Regardless of the training or the qualification methodology of choice, if sales leadership does not lead the change through coaching and create the expectation that building evidence-based forecasts is the only way deals move through the forecast, the change will not occur. Deals will continue to be put in the pipeline and pushed through the forecast only to "slip" rather than "close." Adequate and sufficient coaching is the key to the adoption of evidence-based forecasts.

Does this mean that traditional forecasting models will die soon?

Unfortunately, I am not sure we will ever eradicate "hopecasts!" The pressure to show progress on deals as companies have pressure to grow revenue will always exist. There will always be sales management that will be more interested in counting the number of activities a seller completes in a week/month/quarter as leading indicators of success. Transitioning to building evidence-based forecasts is not easy. Sales leaders need to continuously "coach" their sellers and customers through the process, which will ultimately end up with a more reliable and accurate sales "forecast."

What are some easy to implement best practices to drive accuracy lift via “Evidence-Based Forecasting?”

MEDDICC Is a qualification methodology designed to be lightweight for the sellers, sales leaders and a prescriptive buying process for the buyer. MEDDICC helps sellers identify their prospects' business outcomes using a straightforward, simple formula. MEDDICC allows the seller to "self-assess" their progress to quickly understand the next best step in the sales process to gain advancements in the sale and not just continuations.

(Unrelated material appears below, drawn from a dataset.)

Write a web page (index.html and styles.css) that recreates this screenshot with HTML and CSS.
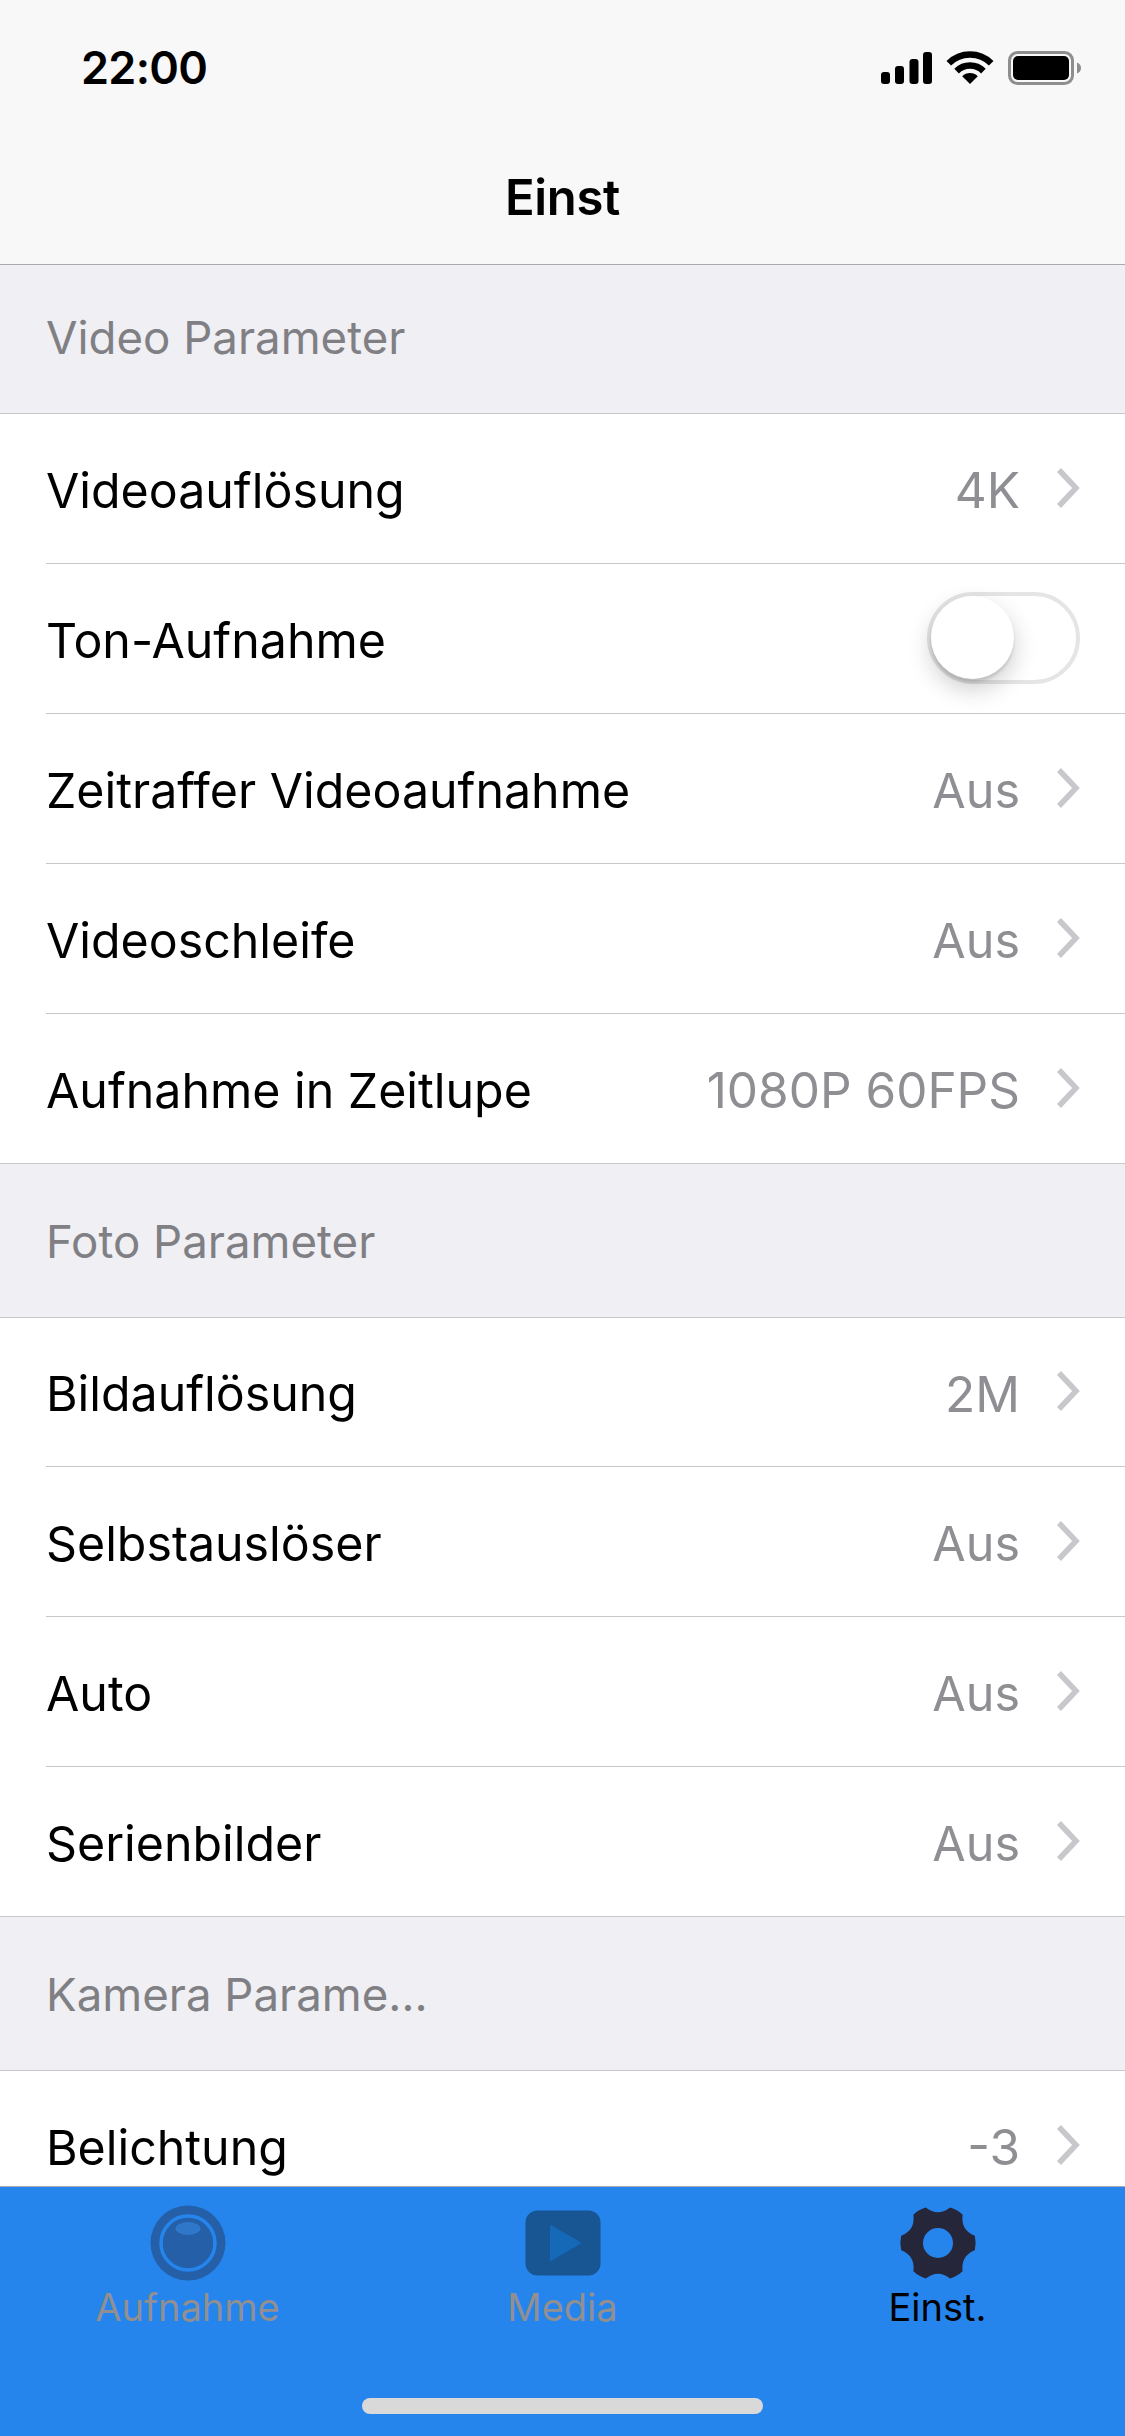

Great insights, and thank you for sharing your perspective on the topic. My favorite two lines are “hopecasts” and “pressure to forecast.” That’s exactly right, and that’s where traditional forecast approaches fall short. I agree that having a defined evidence-based forecasting process and a predictive forecasting solution will yield significantly improved forecast accuracy. Again, thank you for your time, Bill.